Say how many lines contain the word "styles". Only the number should be given.

--------------------

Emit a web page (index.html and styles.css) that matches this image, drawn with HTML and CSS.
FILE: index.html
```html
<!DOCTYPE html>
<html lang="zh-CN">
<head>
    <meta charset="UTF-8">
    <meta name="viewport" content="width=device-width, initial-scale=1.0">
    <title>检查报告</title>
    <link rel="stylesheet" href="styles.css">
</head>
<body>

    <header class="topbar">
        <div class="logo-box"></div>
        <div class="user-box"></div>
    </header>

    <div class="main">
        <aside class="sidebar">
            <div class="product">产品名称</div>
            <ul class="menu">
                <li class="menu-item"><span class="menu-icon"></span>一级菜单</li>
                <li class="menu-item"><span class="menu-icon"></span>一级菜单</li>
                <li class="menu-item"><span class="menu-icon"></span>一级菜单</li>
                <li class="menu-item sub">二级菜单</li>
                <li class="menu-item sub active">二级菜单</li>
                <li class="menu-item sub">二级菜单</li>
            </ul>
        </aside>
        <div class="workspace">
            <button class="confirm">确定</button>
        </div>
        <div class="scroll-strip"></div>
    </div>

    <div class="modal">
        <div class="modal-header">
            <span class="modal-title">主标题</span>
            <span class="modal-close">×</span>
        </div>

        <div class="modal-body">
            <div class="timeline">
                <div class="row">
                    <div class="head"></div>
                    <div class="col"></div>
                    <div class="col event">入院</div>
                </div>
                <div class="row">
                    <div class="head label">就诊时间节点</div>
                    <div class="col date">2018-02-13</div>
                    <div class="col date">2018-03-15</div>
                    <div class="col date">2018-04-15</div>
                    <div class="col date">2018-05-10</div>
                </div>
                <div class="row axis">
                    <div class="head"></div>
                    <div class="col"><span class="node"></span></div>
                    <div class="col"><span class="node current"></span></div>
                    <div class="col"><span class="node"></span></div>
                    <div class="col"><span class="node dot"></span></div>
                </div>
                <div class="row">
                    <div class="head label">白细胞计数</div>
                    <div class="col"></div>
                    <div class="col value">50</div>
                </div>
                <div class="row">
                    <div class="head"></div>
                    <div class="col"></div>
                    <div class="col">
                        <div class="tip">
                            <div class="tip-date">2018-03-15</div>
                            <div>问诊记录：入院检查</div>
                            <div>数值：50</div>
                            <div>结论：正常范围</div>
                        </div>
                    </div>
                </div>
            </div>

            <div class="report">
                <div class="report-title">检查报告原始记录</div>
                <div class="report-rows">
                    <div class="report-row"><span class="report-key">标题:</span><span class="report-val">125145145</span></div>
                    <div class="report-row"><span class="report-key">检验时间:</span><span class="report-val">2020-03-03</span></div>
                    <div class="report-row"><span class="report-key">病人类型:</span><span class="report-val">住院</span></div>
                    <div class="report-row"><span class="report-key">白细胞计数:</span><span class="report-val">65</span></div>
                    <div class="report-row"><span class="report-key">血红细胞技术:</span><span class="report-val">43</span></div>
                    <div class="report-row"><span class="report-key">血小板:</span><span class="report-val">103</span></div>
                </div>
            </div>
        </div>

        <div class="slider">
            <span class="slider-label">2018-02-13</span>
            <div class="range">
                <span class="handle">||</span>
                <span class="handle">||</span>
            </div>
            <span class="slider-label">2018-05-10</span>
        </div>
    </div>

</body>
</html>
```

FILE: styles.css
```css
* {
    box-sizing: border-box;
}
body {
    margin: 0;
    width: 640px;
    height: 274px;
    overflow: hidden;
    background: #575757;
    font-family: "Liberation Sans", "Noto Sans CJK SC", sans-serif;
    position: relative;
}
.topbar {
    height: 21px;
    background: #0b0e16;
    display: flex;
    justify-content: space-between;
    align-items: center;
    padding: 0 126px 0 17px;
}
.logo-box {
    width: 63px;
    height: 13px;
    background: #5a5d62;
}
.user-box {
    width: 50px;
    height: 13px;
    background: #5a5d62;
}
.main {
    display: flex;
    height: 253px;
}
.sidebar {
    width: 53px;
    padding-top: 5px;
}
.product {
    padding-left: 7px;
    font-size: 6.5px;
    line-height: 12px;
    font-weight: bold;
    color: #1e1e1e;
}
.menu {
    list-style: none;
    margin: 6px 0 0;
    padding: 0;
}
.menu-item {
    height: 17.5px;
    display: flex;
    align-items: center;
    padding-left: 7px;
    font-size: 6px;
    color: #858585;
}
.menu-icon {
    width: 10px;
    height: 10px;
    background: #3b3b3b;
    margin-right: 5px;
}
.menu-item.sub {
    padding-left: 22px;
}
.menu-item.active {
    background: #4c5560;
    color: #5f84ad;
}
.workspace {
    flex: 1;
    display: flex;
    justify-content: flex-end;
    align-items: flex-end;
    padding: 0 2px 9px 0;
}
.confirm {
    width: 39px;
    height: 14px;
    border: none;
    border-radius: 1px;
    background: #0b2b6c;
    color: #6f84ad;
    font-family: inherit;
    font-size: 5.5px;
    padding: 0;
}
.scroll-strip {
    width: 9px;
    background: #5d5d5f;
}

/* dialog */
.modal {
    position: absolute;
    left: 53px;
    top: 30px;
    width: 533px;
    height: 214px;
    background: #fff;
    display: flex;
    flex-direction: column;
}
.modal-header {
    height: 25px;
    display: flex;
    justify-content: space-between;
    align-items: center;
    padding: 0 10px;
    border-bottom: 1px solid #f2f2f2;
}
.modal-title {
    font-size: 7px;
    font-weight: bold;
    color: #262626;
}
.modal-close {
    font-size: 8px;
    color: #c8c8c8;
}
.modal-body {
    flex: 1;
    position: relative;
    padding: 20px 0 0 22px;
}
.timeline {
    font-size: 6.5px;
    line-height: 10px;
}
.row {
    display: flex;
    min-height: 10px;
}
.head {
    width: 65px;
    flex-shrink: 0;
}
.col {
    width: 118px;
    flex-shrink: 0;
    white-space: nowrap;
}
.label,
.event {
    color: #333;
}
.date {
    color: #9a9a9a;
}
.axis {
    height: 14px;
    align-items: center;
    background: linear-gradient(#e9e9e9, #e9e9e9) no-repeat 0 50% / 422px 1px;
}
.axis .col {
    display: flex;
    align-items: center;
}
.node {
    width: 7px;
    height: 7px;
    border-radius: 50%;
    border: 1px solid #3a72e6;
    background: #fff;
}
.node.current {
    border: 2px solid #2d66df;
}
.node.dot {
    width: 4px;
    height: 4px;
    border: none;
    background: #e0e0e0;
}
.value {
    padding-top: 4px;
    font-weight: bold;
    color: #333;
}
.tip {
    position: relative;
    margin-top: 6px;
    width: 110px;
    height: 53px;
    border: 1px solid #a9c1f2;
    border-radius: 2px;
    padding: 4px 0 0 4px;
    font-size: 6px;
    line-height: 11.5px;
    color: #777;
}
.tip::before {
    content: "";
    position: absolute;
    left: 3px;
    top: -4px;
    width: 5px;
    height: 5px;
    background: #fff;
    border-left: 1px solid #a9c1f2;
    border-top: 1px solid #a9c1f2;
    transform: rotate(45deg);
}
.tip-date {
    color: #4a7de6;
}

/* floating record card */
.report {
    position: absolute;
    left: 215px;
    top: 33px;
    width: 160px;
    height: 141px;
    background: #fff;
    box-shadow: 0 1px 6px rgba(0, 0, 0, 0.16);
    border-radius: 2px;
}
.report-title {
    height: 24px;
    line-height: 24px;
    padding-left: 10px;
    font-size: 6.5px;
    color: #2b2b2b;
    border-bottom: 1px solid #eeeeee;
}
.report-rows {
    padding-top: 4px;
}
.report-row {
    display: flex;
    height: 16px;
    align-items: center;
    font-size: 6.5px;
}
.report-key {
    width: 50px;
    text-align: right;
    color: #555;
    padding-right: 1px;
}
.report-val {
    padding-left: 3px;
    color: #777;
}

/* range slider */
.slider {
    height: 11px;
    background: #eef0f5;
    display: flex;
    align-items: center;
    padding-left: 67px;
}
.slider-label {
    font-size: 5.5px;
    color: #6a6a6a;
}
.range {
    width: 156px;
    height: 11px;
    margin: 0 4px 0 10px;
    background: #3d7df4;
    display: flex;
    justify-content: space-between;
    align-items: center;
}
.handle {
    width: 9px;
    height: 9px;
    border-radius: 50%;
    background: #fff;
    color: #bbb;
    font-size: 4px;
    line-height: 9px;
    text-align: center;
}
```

--------------------

* _RESULT OF THIS EXERCISE_:
3